An nginx configuration for security - plentz
http://tautt.com/best-nginx-configuration-for-security/
======
spindritf

       > add-apt-repository ppa:nginx/stable
    

I don't think this is a good idea. It's a bit unclear on their wiki[1] but
they have an official repository maintained by nginx.org

    
    
        deb http://nginx.org/packages/ubuntu/ lucid nginx
        deb-src http://nginx.org/packages/ubuntu/ lucid nginx
    

(substitute your Ubuntu version for lucid, obviously)

 _and separately_ the PPA you're using but "this PPA is maintained by
volunteers and is not distributed by nginx.org." How committed are those
volunteers? Do you want to find out on your server?

The official repository carries nginx 1.4.2 (I use it with raring) which works
with at least TLS 1.1 (that's what Chrome tells me about the connection).

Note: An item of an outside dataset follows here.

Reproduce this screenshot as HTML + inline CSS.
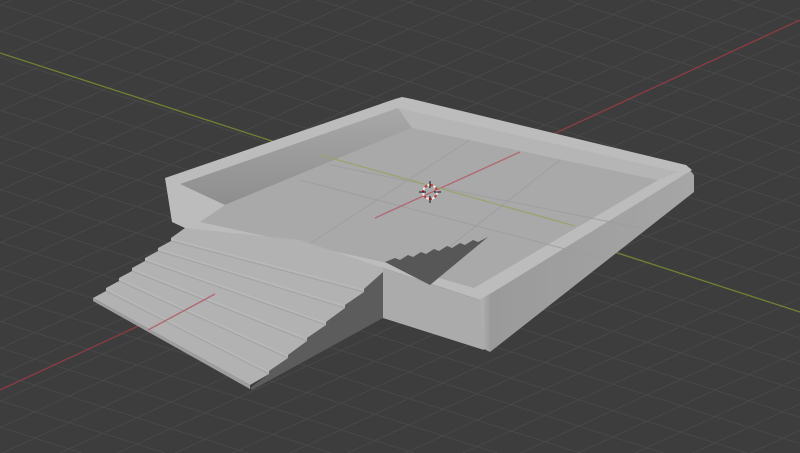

EDIT: Qualsys gives my setup an A, with a pat on the back for supporting
forward secrecy and a warning that I'm vulnerable to the BEAST attack.
Apparently, I also support TLS 1.2, what do you know.

[1]
[http://wiki.nginx.org/Install#Official_Debian.2FUbuntu_packa...](http://wiki.nginx.org/Install#Official_Debian.2FUbuntu_packages)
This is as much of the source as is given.